— WHAT IS EXPECTED —
Leave out the pictures and restate the rest of the data exactly.

◆ ◆ ◆

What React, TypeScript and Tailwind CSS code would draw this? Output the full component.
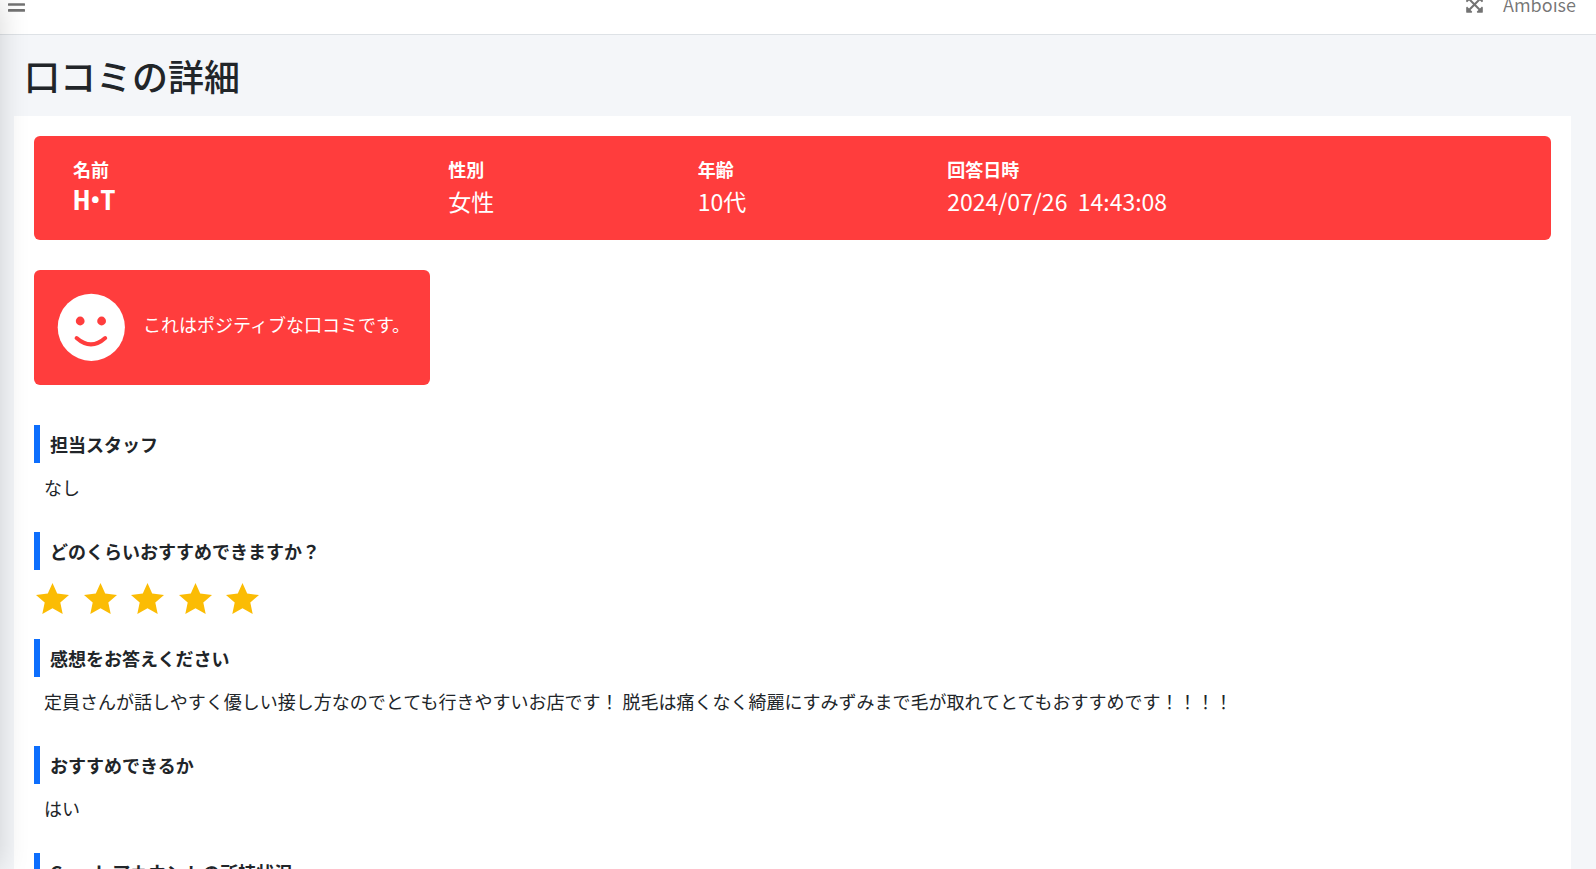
import type { ReactNode } from "react";
import { FaBars, FaExpandArrowsAlt } from "react-icons/fa";

const profile = [
  { label: "性別", value: "女性" },
  { label: "年齢", value: "10代" },
  { label: "回答日時", value: "2024/07/26  14:43:08" },
];

function Star() {
  return (
    <svg viewBox="0 0 33 31" className="h-[31px] w-[33px]" fill="#fbbc04" aria-hidden="true">
      <path d="M16.5 0 L21.2 10.6 L33 12 L24.3 19.6 L26.7 31 L16.5 25.2 L6.3 31 L8.7 19.6 L0 12 L11.8 10.6 Z" />
    </svg>
  );
}

function Smile() {
  return (
    <svg viewBox="0 0 68 68" className="size-[68px] shrink-0" aria-hidden="true">
      <circle cx="34.3" cy="34.3" r="33.6" fill="#fff" />
      <circle cx="23.2" cy="28" r="4.4" fill="#ff3d3d" />
      <circle cx="44.6" cy="28" r="4.4" fill="#ff3d3d" />
      <path d="M19.6 45 Q34 57.8 48.2 45" fill="none" stroke="#ff3d3d" strokeWidth="4" strokeLinecap="round" />
    </svg>
  );
}

function Section({ title, children }: { title: string; children?: ReactNode }) {
  return (
    <section className="h-[107px] shrink-0">
      <h2 className="flex h-[38px] items-center border-l-6 border-[#0d6efd] pl-2.5 text-[18px] leading-[27px] font-bold">
        {title}
      </h2>
      {children}
    </section>
  );
}

function Answer({ children }: { children: ReactNode }) {
  return <p className="mt-[11px] px-2.5 text-[18px] leading-[27px]">{children}</p>;
}

export default function App() {
  return (
    <div className="relative flex h-screen flex-col overflow-hidden bg-[#f4f6f9] font-['Noto_Sans_CJK_JP',sans-serif] text-[#212529]">
      <aside className="absolute inset-y-0 right-full z-10 w-[250px] shadow-[0_0_28px_rgba(0,0,0,0.16)]" />

      <header className="h-[35px] shrink-0 overflow-hidden border-b border-[#dee2e6] bg-white">
        <nav className="-mt-[22px] flex h-[52px] items-center justify-between pr-5 pl-2 text-[18px] leading-[27px] text-black/55">
          <button type="button" aria-label="メニュー">
            <FaBars className="h-[19px] w-[17px]" preserveAspectRatio="none" />
          </button>
          <div className="flex items-center gap-5">
            <button type="button" aria-label="全画面表示">
              <FaExpandArrowsAlt className="h-[19px] w-[17px]" />
            </button>
            <a href="#amboise">Amboise</a>
          </div>
        </nav>
      </header>

      <h1 className="px-6 py-[19px] text-[36px] leading-[43px] font-medium">口コミの詳細</h1>

      <main className="mr-[25px] ml-3.5 flex grow flex-col bg-white p-5">
        <div className="grid h-[104px] shrink-0 grid-cols-[3fr_2fr_2fr_5fr] rounded-md bg-[#ff3d3d] px-2.5 pt-5 text-white">
          <div className="pl-[29px]">
            <p className="text-[18px] leading-[27px] font-bold">名前</p>
            <p className="font-['Roboto_Condensed','Roboto',sans-serif] text-[28px] leading-[36px] font-bold">H•T</p>
          </div>
          {profile.map((item) => (
            <div key={item.label} className="pl-[30px]">
              <p className="text-[18px] leading-[27px] font-bold">{item.label}</p>
              <p className="text-[23px] leading-[36px] whitespace-pre">{item.value}</p>
            </div>
          ))}
        </div>

        <div className="mt-[30px] flex h-[115px] w-[396px] shrink-0 rounded-md bg-[#ff3d3d] pt-[23px] pl-[23px] text-white">
          <Smile />
          <p className="mt-[18px] ml-[18px] text-[18px] leading-[27px] whitespace-nowrap">これはポジティブな口コミです。</p>
        </div>

        <div className="mt-10">
          <Section title="担当スタッフ">
            <Answer>なし</Answer>
          </Section>
          <Section title="どのくらいおすすめできますか？">
            <div className="mt-[13px] grid w-[240px] grid-cols-5 pl-0.5" role="img" aria-label="5">
              <Star />
              <Star />
              <Star />
              <Star />
              <Star />
            </div>
          </Section>
          <Section title="感想をお答えください">
            <Answer>
              定員さんが話しやすく優しい接し方なのでとても行きやすいお店です！ 脱毛は痛くなく綺麗にすみずみまで毛が取れてとてもおすすめです！！！！
            </Answer>
          </Section>
          <Section title="おすすめできるか">
            <Answer>はい</Answer>
          </Section>
          <Section title="Googleアカウントの所持状況" />
        </div>
      </main>
    </div>
  );
}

◆ ◆ ◆

— THE ANSWER —
What React, TypeScript and Tailwind CSS code would draw this? Output the full component.
import type { ReactNode } from "react";
import { FaBars, FaExpandArrowsAlt } from "react-icons/fa";

const profile = [
  { label: "性別", value: "女性" },
  { label: "年齢", value: "10代" },
  { label: "回答日時", value: "2024/07/26  14:43:08" },
];

function Star() {
  return (
    <svg viewBox="0 0 33 31" className="h-[31px] w-[33px]" fill="#fbbc04" aria-hidden="true">
      <path d="M16.5 0 L21.2 10.6 L33 12 L24.3 19.6 L26.7 31 L16.5 25.2 L6.3 31 L8.7 19.6 L0 12 L11.8 10.6 Z" />
    </svg>
  );
}

function Smile() {
  return (
    <svg viewBox="0 0 68 68" className="size-[68px] shrink-0" aria-hidden="true">
      <circle cx="34.3" cy="34.3" r="33.6" fill="#fff" />
      <circle cx="23.2" cy="28" r="4.4" fill="#ff3d3d" />
      <circle cx="44.6" cy="28" r="4.4" fill="#ff3d3d" />
      <path d="M19.6 45 Q34 57.8 48.2 45" fill="none" stroke="#ff3d3d" strokeWidth="4" strokeLinecap="round" />
    </svg>
  );
}

function Section({ title, children }: { title: string; children?: ReactNode }) {
  return (
    <section className="h-[107px] shrink-0">
      <h2 className="flex h-[38px] items-center border-l-6 border-[#0d6efd] pl-2.5 text-[18px] leading-[27px] font-bold">
        {title}
      </h2>
      {children}
    </section>
  );
}

function Answer({ children }: { children: ReactNode }) {
  return <p className="mt-[11px] px-2.5 text-[18px] leading-[27px]">{children}</p>;
}

export default function App() {
  return (
    <div className="relative flex h-screen flex-col overflow-hidden bg-[#f4f6f9] font-['Noto_Sans_CJK_JP',sans-serif] text-[#212529]">
      <aside className="absolute inset-y-0 right-full z-10 w-[250px] shadow-[0_0_28px_rgba(0,0,0,0.16)]" />

      <header className="h-[35px] shrink-0 overflow-hidden border-b border-[#dee2e6] bg-white">
        <nav className="-mt-[22px] flex h-[52px] items-center justify-between pr-5 pl-2 text-[18px] leading-[27px] text-black/55">
          <button type="button" aria-label="メニュー">
            <FaBars className="h-[19px] w-[17px]" preserveAspectRatio="none" />
          </button>
          <div className="flex items-center gap-5">
            <button type="button" aria-label="全画面表示">
              <FaExpandArrowsAlt className="h-[19px] w-[17px]" />
            </button>
            <a href="#amboise">Amboise</a>
          </div>
        </nav>
      </header>

      <h1 className="px-6 py-[19px] text-[36px] leading-[43px] font-medium">口コミの詳細</h1>

      <main className="mr-[25px] ml-3.5 flex grow flex-col bg-white p-5">
        <div className="grid h-[104px] shrink-0 grid-cols-[3fr_2fr_2fr_5fr] rounded-md bg-[#ff3d3d] px-2.5 pt-5 text-white">
          <div className="pl-[29px]">
            <p className="text-[18px] leading-[27px] font-bold">名前</p>
            <p className="font-['Roboto_Condensed','Roboto',sans-serif] text-[28px] leading-[36px] font-bold">H•T</p>
          </div>
          {profile.map((item) => (
            <div key={item.label} className="pl-[30px]">
              <p className="text-[18px] leading-[27px] font-bold">{item.label}</p>
              <p className="text-[23px] leading-[36px] whitespace-pre">{item.value}</p>
            </div>
          ))}
        </div>

        <div className="mt-[30px] flex h-[115px] w-[396px] shrink-0 rounded-md bg-[#ff3d3d] pt-[23px] pl-[23px] text-white">
          <Smile />
          <p className="mt-[18px] ml-[18px] text-[18px] leading-[27px] whitespace-nowrap">これはポジティブな口コミです。</p>
        </div>

        <div className="mt-10">
          <Section title="担当スタッフ">
            <Answer>なし</Answer>
          </Section>
          <Section title="どのくらいおすすめできますか？">
            <div className="mt-[13px] grid w-[240px] grid-cols-5 pl-0.5" role="img" aria-label="5">
              <Star />
              <Star />
              <Star />
              <Star />
              <Star />
            </div>
          </Section>
          <Section title="感想をお答えください">
            <Answer>
              定員さんが話しやすく優しい接し方なのでとても行きやすいお店です！ 脱毛は痛くなく綺麗にすみずみまで毛が取れてとてもおすすめです！！！！
            </Answer>
          </Section>
          <Section title="おすすめできるか">
            <Answer>はい</Answer>
          </Section>
          <Section title="Googleアカウントの所持状況" />
        </div>
      </main>
    </div>
  );
}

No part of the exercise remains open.